◆ **Set problem**: Find the lines holding the string "with" in the data, then copy all of them.
== Dataset extract ==
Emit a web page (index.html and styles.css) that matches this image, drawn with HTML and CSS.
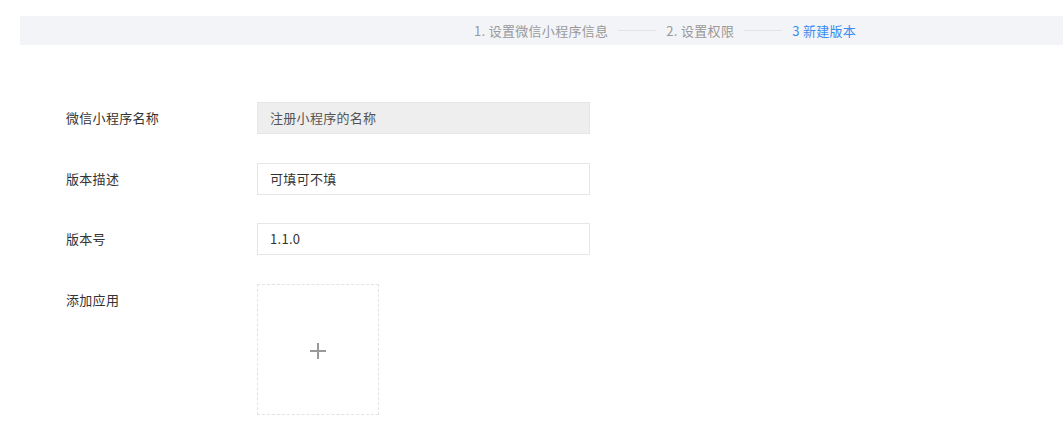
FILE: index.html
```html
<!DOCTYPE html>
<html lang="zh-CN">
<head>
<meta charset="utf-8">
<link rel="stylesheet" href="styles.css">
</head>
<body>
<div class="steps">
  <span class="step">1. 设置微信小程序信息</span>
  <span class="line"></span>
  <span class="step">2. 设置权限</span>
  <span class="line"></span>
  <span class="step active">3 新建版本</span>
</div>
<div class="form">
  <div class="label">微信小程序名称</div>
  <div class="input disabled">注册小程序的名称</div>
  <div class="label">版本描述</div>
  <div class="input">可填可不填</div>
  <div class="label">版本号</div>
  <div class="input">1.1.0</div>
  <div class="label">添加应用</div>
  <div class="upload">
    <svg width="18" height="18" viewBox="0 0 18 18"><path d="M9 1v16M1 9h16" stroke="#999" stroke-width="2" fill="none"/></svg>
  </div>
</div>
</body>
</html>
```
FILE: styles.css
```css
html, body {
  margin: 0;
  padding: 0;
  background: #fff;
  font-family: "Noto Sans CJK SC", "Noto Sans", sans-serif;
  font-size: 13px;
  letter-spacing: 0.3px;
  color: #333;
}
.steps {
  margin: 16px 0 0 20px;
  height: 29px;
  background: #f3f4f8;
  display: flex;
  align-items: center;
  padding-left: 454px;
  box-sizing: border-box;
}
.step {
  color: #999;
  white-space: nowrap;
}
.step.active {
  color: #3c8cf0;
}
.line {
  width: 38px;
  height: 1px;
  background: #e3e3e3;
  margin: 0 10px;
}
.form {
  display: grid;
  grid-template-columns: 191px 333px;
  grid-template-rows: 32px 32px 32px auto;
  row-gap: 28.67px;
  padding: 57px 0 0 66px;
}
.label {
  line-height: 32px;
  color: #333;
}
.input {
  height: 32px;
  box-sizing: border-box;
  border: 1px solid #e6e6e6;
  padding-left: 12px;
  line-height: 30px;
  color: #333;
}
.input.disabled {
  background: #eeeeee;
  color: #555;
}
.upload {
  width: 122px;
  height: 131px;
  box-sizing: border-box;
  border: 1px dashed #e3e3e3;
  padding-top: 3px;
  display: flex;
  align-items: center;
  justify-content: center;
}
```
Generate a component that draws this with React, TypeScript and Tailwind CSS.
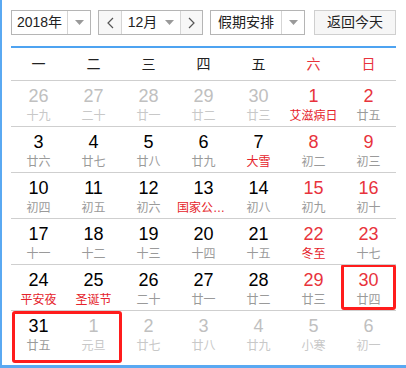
===
◆ **Exercise solution**:
Emit a web page (index.html and styles.css) that matches this image, drawn with HTML and CSS.
Generate a component that draws this with React, TypeScript and Tailwind CSS.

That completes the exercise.